Food, Technology, and the Gray Areas
Sometimes I wonder whether on the whole the world is getting better, or whether it’s getting worse. Diseases like smallpox, polio and the bubonic plague have thankfully tottered into obsolescence, but others—avian flu, AIDS, new permutations of mental illness, celiac or other digestive diseases—are now inexplicably endemic. Many more of us, worldwide, have toilets, potable water, and health-care plans. Many more of us also have BlackBerrys, carpal tunnel syndrome, and Prozac prescriptions.
To write about food only as food misses the point, or the many points, about the great universal human experience between birth and death. Food is not just what we eat. It charts the ebbs and flows of economies, reflects the changing patterns of trade and geopolitical alliances, and defines our values, status and health—for better and worse. Tell me what you eat and I will tell you who you are, where you live, where you stand on political issues, who your neighbors are, how your economy functions, your country's history and foreign relations, and the state of the environment. By looking at food, the age we live in is better understood.
So. What to make, then (to pluck one small tense example from the many), of natural-foods über-purist Dan Barber’s paean in Food & Wine to a small organic farmer who, in adjusting his vegetables’ Brix (sugar) levels by refractometry, suddenly seems to morph into some kind of Dr. Frankenstein? Someday, Barber imagines, farmers will farm so precisely that they can give customers carrots corresponding to whatever pre-ordained Brix level (and analogous flavor) they want. Even animals, through the use of ultrasound technology, will be programmed to attain certain fat ratios. Barber even speaks brightly of a plant physiologist called Autar Mattoo who genetically modifies vegetables to regain flavor and nutritional content. “Mattoo says he might someday be able to identify the gene that expresses apricot flavor and activate it for a better-tasting tomato. ‘I will be able to switch it on, just like that.’”
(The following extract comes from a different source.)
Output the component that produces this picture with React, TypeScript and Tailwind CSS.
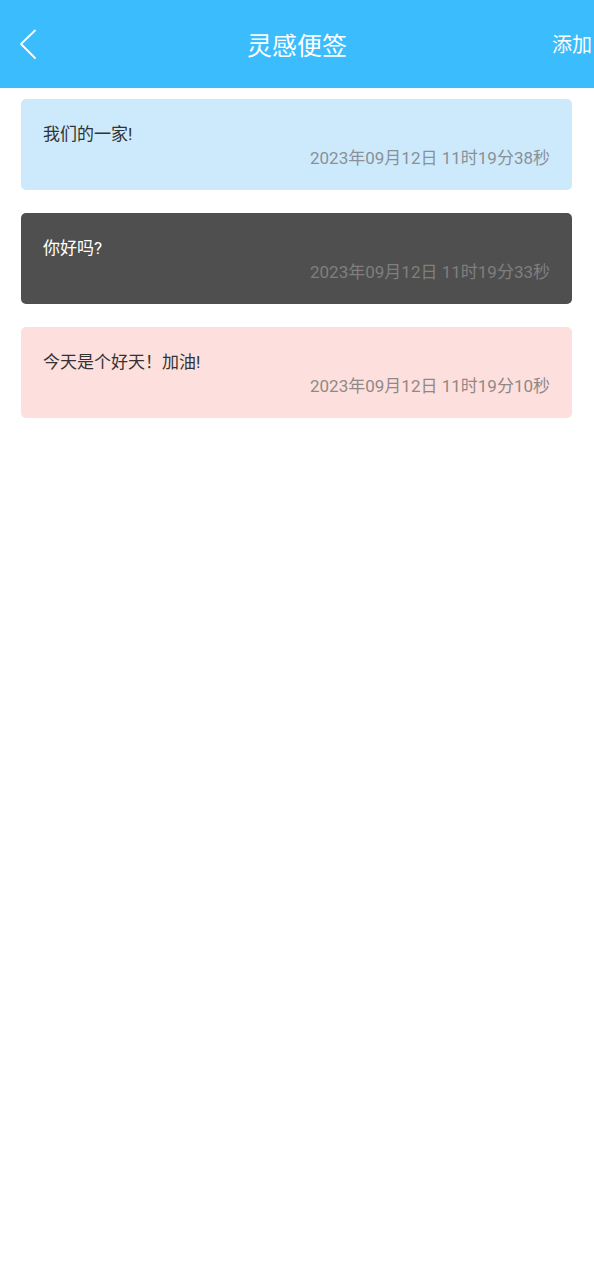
import React from "react";

const notes = [
  { text: "我们的一家!", time: "2023年09月12日 11时19分38秒", bg: "bg-[#cdeafd]", fg: "text-[#333333]", tc: "text-[#8a9096]" },
  { text: "你好吗?", time: "2023年09月12日 11时19分33秒", bg: "bg-[#4f4f4f]", fg: "text-[#ffffff]", tc: "text-[#7f7f7f]" },
  { text: "今天是个好天！加油!", time: "2023年09月12日 11时19分10秒", bg: "bg-[#fde0de]", fg: "text-[#333333]", tc: "text-[#918886]" },
];

export default function App() {
  return (
    <div
      className="w-[594px] min-h-[1280px] bg-white"
      style={{ fontFamily: 'Roboto, "Noto Sans CJK SC", sans-serif' }}
    >
      <div className="relative h-[88px] bg-[#3bbcfd] flex items-center justify-center">
        <svg className="absolute left-[18px] top-[29px]" width="22" height="32" viewBox="0 0 22 32" fill="none">
          <path d="M17 1.5 L3 15 L17 29" stroke="white" strokeWidth="1.8" strokeLinecap="round" strokeLinejoin="round" />
        </svg>
        <span className="text-white text-[25px] leading-none mt-[4px]">灵感便签</span>
        <span className="absolute right-[2px] top-[35px] text-white text-[20px] leading-none">添加</span>
      </div>
      <div className="flex flex-col gap-[23px] mt-[11px] ml-[21px] mr-[22px]">
        {notes.map((n, i) => (
          <div key={i} className={`${n.bg} rounded-[5px] pt-[25px] pb-[20px] px-[22px] flex flex-col`}>
            <div className={`${n.fg} text-[17px] leading-[20px]`}>{n.text}</div>
            <div className={`${n.tc} text-[17px] leading-[24px] mt-[2px] text-right`}>{n.time}</div>
          </div>
        ))}
      </div>
    </div>
  );
}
On first read, something in this creeps out the side of me that leans towards the Luddite, even if it’s Beyond Organic’s High Green Priest himself giving the go-ahead. But there I am, being overly simplistic again. What about the fact that Mattoo isn’t, like other genetic engineers, taking genes from a pig’s heart and inserting them in a tomato plant, opting instead to stick to tomato genes for his manipulation? Shouldn’t I look favorably upon the fact that his seeds can be re-used for generations, unlike the current “terminator” seeds, which must be purchased year after year?
Yeah, probably.
Even though I’m sometimes guilty of this knee-jerk reaction, it’s unfair to relegate all interaction between technology and food to the Evil Bin. Remember—as Rachel Laudan has said before and as Lydia Itoi points out here, when hard work gets easier, “only outsiders, the privileged gastronomic victims of modernization, feel a sense of loss. Keeping traditions alive is much quainter when someone else is doing the heavy lifting.” Perhaps the way forward is precisely one that isn’t so resolutely black-and-white.